--- DATASET CONTENT ---
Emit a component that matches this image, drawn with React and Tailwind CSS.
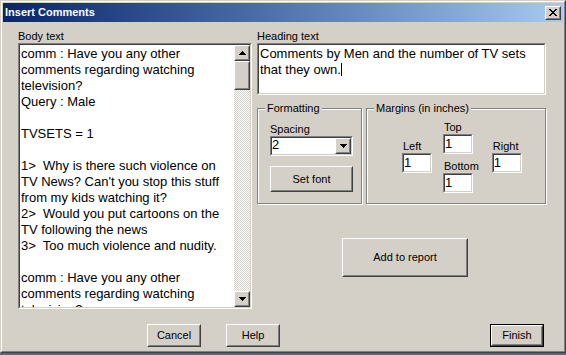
import React from "react";

// 3D frames in the classic grey look
function Raised({ className = "", inner = "", children }) {
  return (
    <div className={`border border-t-white border-l-white border-r-[#404040] border-b-[#404040] bg-[#d4d0c8] ${className}`}>
      <div className={`h-full w-full border border-t-[#d4d0c8] border-l-[#d4d0c8] border-r-[#808080] border-b-[#808080] ${inner}`}>
        {children}
      </div>
    </div>
  );
}

function Sunken({ className = "", inner = "", children }) {
  return (
    <div className={`border border-t-[#808080] border-l-[#808080] border-r-white border-b-white ${className}`}>
      <div className={`h-full w-full border border-t-[#404040] border-l-[#404040] border-r-[#d4d0c8] border-b-[#d4d0c8] bg-white ${inner}`}>
        {children}
      </div>
    </div>
  );
}

function Button({ className = "", children }) {
  return (
    <Raised className={className} inner="flex items-center justify-center text-[11px]">
      {children}
    </Raised>
  );
}

function ArrowUp() {
  return (
    <svg width="7" height="4" viewBox="0 0 7 4">
      <path d="M3 0h1v1h1v1h1v1h1v1H0V3h1V2h1V1h1z" fill="#000" />
    </svg>
  );
}

function ArrowDown() {
  return (
    <svg width="7" height="4" viewBox="0 0 7 4">
      <path d="M0 0h7v1H6v1H5v1H4v1H3V3H2V2H1V1H0z" fill="#000" />
    </svg>
  );
}

function CloseX() {
  return (
    <svg width="8" height="7" viewBox="0 0 8 7">
      <path
        d="M0 0h2v1H0z M6 0h2v1H6z M1 1h2v1H1z M5 1h2v1H5z M2 2h4v1H2z M3 3h2v1H3z M2 4h4v1H2z M1 5h2v1H1z M5 5h2v1H5z M0 6h2v1H0z M6 6h2v1H6z"
        fill="#000"
      />
    </svg>
  );
}

function Group({ title, className = "", children }) {
  return (
    <div className={`border border-[#808080] shadow-[inset_1px_1px_0_#fff,1px_1px_0_#fff] ${className}`}>
      <div className="-mt-[7px] ml-[7px] w-fit bg-[#d4d0c8] px-[2px] h-[13px] text-[11px] leading-[13px]">
        {title}
      </div>
      {children}
    </div>
  );
}

function MarginInput({ label }) {
  return (
    <div className="flex flex-col">
      <div className="h-[13px] pl-px text-[11px] leading-[13px]">{label}</div>
      <Sunken className="w-[30px] h-[20px]" inner="text-[13px] leading-[16px]">
        1
      </Sunken>
    </div>
  );
}

const bodyLines = [
  "comm : Have you any other",
  "comments regarding watching",
  "television?",
  "Query : Male",
  "",
  "TVSETS = 1",
  "",
  "1>  Why is there such violence on",
  "TV News? Can't you stop this stuff",
  "from my kids watching it?",
  "2>  Would you put cartoons on the",
  "TV following the news",
  "3>  Too much violence and nudity.",
  "",
  "comm : Have you any other",
  "comments regarding watching",
  "television?",
];

export default function App() {
  return (
    <div className="w-[566px] h-[355px] bg-[#3a6ea5] font-['Liberation_Sans',Arial,sans-serif] text-black">
      {/* Window frame */}
      <div className="w-[566px] h-[353px] border border-t-[#d4d0c8] border-l-[#d4d0c8] border-r-[#404040] border-b-[#404040]">
        <div className="h-full border border-t-white border-l-white border-r-[#808080] border-b-[#808080] bg-[#d4d0c8] p-px flex flex-col">
          {/* Title bar */}
          <div className="h-[19px] flex items-center bg-linear-to-r from-[#0a246a] to-[#a6caf0] px-[2px]">
            <span className="text-white font-bold text-[11px] leading-[19px]">Insert Comments</span>
            <Raised className="ml-auto w-[16px] h-[14px]" inner="flex items-center justify-center">
              <CloseX />
            </Raised>
          </div>

          {/* Client */}
          <div className="flex pl-[15px]">
            {/* Body text */}
            <div className="w-[234px] flex flex-col">
              <div className="mt-[7px] h-[14px] text-[11px] leading-[14px]">Body text</div>
              <Sunken className="h-[266px]" inner="flex">
                <div className="flex-1 overflow-hidden pl-px pt-px text-[13px] leading-[16px] whitespace-pre">
                  {bodyLines.map((l, i) => (
                    <div key={i} className="h-[16px]">{l}</div>
                  ))}
                </div>
                <div className="w-[16px] h-full flex flex-col bg-[image:repeating-conic-gradient(#d4d0c8_0_25%,#ffffff_0_50%)] bg-[length:2px_2px]">
                  <Raised className="w-[16px] h-[16px]" inner="flex items-center justify-center">
                    <ArrowUp />
                  </Raised>
                  <Raised className="w-[16px] h-[29px]" />
                  <div className="flex-1" />
                  <Raised className="w-[16px] h-[16px]" inner="flex items-center justify-center">
                    <ArrowDown />
                  </Raised>
                </div>
              </Sunken>
            </div>

            {/* Right side */}
            <div className="ml-[5px] w-[289px] flex flex-col">
              <div className="mt-[7px] h-[14px] text-[11px] leading-[14px]">Heading text</div>
              <Sunken className="h-[52px]" inner="pl-px pt-px text-[13px] leading-[16px]">
                <div>Comments by Men and the number of TV sets</div>
                <div>
                  that they own.
                  <span className="inline-block w-px h-[13px] bg-black align-[-2px]" />
                </div>
              </Sunken>

              <div className="mt-[13px] flex gap-[4px]">
                {/* Formatting */}
                <Group title="Formatting" className="w-[105px] h-[96px]">
                  <div className="ml-[12px] flex flex-col">
                    <div className="mt-[7px] h-[14px] text-[11px] leading-[14px]">Spacing</div>
                    <Sunken className="w-[83px] h-[20px]" inner="flex">
                      <div className="flex-1 text-[13px] leading-[14px]">2</div>
                      <Raised className="w-[16px] h-[16px]" inner="flex items-center justify-center">
                        <ArrowDown />
                      </Raised>
                    </Sunken>
                    <Button className="mt-[10px] w-[83px] h-[26px]">Set font</Button>
                  </div>
                </Group>

                {/* Margins */}
                <Group title="Margins (in inches)" className="w-[180px] h-[96px]">
                  <div className="flex items-start">
                    <div className="ml-[35px] mt-[25px]">
                      <MarginInput label="Left" />
                    </div>
                    <div className="ml-[11px] mt-[6px] flex flex-col">
                      <MarginInput label="Top" />
                      <div className="mt-[6px]">
                        <MarginInput label="Bottom" />
                      </div>
                    </div>
                    <div className="ml-[13px] mt-[25px]">
                      <MarginInput label="Right" />
                    </div>
                  </div>
                </Group>
              </div>

              <Button className="mt-[34px] ml-[85px] w-[126px] h-[39px]">Add to report</Button>
            </div>
          </div>

          {/* Bottom buttons */}
          <div className="mt-[15px] flex pl-[144px]">
            <Button className="w-[54px] h-[23px]">Cancel</Button>
            <Button className="ml-[25px] w-[54px] h-[23px]">Help</Button>
            <div className="ml-[210px] border border-black">
              <Button className="w-[52px] h-[21px]">Finish</Button>
            </div>
          </div>
        </div>
      </div>
    </div>
  );
}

--- EXERCISE DESCRIPTION ---
Exactly as they appear, print the lines of the listing above from its first line through the line that contains "import React from", minus the pictures.

--- THE OUTPUT ---
Emit a component that matches this image, drawn with React and Tailwind CSS.
import React from "react";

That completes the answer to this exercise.